**Data for this task**
"""

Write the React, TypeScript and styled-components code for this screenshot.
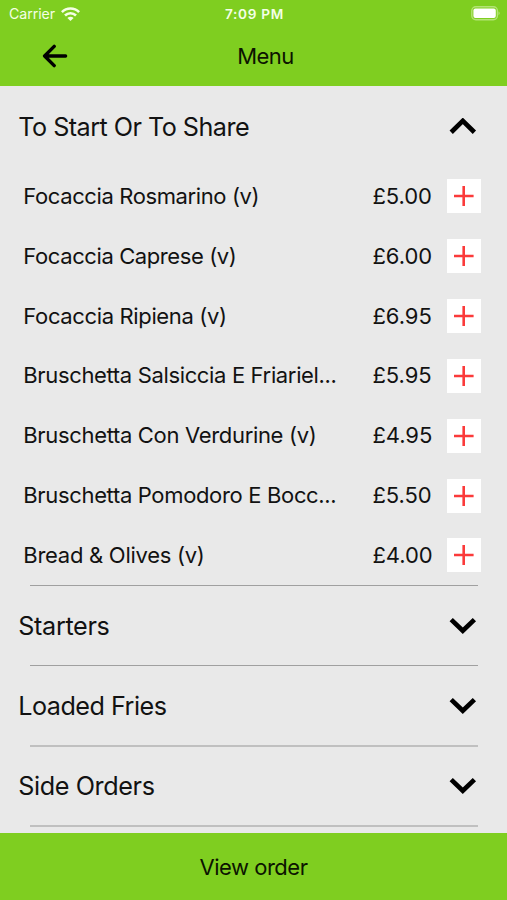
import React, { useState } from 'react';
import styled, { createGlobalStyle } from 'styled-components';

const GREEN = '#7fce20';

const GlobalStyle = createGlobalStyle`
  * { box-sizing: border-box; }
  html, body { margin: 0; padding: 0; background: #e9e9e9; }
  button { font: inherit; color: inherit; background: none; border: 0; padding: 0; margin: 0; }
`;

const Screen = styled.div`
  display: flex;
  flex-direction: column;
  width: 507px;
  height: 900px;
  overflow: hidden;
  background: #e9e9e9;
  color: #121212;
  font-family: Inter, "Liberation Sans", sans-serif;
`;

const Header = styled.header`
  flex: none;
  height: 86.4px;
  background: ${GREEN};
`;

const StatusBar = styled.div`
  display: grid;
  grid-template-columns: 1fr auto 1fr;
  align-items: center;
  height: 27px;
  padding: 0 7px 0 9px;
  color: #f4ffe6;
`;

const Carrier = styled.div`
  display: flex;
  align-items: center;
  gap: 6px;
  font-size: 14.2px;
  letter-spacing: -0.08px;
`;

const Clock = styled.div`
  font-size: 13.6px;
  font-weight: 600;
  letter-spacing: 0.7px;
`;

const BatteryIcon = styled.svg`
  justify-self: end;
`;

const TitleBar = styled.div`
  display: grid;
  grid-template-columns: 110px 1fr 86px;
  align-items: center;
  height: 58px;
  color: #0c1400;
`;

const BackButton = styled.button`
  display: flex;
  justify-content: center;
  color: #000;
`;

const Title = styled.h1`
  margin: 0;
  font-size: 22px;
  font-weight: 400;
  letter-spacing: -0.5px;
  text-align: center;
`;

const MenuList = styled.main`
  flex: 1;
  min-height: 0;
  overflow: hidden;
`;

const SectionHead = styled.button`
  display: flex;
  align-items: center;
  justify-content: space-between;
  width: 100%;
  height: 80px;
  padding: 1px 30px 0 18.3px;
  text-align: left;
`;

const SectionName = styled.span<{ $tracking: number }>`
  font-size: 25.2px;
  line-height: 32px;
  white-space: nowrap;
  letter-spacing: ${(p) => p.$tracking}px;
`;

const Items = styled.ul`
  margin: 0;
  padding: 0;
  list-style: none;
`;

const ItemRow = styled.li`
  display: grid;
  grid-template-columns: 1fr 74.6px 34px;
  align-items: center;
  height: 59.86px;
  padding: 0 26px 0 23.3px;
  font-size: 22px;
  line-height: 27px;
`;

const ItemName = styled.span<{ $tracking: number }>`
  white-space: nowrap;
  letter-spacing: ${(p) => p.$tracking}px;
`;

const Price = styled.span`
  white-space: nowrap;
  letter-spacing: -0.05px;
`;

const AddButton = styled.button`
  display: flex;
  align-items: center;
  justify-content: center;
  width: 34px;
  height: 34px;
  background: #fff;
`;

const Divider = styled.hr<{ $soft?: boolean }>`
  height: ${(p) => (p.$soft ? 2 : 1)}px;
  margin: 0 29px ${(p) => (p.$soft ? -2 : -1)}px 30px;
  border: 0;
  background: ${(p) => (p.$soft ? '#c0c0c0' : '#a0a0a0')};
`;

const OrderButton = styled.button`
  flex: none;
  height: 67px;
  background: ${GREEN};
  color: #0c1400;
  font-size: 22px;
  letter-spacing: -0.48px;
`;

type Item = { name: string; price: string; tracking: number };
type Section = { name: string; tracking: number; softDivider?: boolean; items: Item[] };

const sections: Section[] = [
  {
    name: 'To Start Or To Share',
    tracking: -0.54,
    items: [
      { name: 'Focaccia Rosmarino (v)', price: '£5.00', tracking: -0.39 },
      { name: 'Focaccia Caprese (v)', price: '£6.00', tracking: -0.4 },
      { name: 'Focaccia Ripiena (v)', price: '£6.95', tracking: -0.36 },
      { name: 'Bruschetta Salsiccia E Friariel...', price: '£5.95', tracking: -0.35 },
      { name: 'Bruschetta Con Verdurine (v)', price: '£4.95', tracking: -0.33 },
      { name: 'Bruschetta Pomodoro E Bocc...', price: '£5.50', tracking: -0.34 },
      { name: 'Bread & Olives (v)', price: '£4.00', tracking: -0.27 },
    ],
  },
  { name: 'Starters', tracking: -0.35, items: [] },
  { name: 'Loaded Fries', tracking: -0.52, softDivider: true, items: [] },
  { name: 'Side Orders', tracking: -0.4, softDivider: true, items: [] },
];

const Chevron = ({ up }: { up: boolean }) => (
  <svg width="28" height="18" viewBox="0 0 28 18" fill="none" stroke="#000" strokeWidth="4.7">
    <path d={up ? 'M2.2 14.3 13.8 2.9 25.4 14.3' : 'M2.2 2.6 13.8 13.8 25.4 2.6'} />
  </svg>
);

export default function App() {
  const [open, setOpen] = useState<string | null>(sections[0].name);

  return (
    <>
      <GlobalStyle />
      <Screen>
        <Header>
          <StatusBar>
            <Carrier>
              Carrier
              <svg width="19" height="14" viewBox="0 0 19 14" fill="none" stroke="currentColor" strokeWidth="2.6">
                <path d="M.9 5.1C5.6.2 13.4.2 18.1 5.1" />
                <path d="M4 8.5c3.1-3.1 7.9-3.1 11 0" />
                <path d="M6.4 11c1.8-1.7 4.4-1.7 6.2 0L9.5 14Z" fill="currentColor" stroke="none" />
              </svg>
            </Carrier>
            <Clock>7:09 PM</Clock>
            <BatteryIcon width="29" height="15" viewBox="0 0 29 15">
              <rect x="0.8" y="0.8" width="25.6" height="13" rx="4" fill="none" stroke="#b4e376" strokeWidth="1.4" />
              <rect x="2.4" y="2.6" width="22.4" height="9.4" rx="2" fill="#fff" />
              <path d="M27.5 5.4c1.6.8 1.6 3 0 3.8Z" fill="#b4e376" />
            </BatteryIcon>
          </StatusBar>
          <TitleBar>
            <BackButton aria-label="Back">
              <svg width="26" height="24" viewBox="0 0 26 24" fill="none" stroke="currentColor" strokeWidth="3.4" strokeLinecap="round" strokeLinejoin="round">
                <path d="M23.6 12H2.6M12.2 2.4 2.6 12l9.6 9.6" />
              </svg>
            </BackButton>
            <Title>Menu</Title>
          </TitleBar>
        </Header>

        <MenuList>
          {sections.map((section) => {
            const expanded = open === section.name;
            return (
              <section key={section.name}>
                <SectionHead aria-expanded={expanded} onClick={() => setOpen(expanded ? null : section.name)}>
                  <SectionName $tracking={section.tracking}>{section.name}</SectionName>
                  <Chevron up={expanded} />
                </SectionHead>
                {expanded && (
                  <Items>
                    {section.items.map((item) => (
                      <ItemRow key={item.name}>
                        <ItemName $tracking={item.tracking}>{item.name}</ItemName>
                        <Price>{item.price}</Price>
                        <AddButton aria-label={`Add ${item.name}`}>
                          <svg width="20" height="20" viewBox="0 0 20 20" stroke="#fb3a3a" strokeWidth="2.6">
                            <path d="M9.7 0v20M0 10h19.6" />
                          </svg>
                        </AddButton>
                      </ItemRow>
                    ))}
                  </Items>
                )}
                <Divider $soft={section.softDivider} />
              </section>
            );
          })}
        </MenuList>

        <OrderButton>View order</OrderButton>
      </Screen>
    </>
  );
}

"""
"""

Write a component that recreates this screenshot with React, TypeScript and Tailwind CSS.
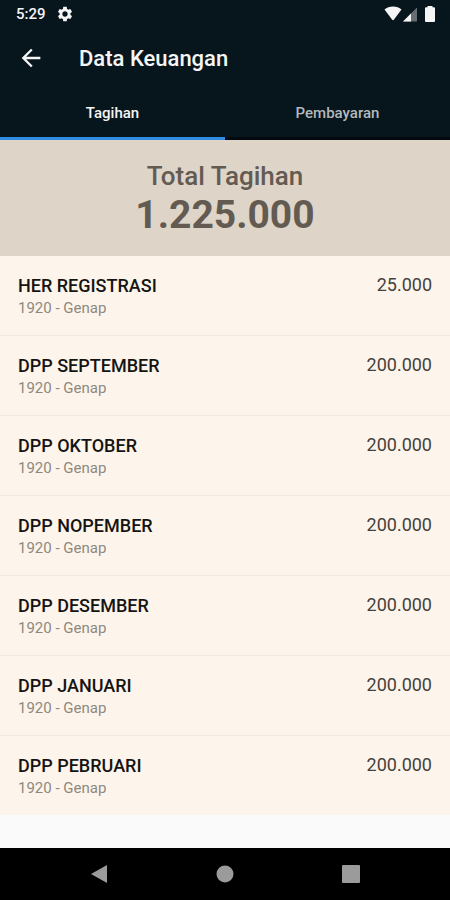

"""

Lines that include the word "Write" are to be extracted from the data above.

**Result for this exercise**
Write the React, TypeScript and styled-components code for this screenshot.
Write a component that recreates this screenshot with React, TypeScript and Tailwind CSS.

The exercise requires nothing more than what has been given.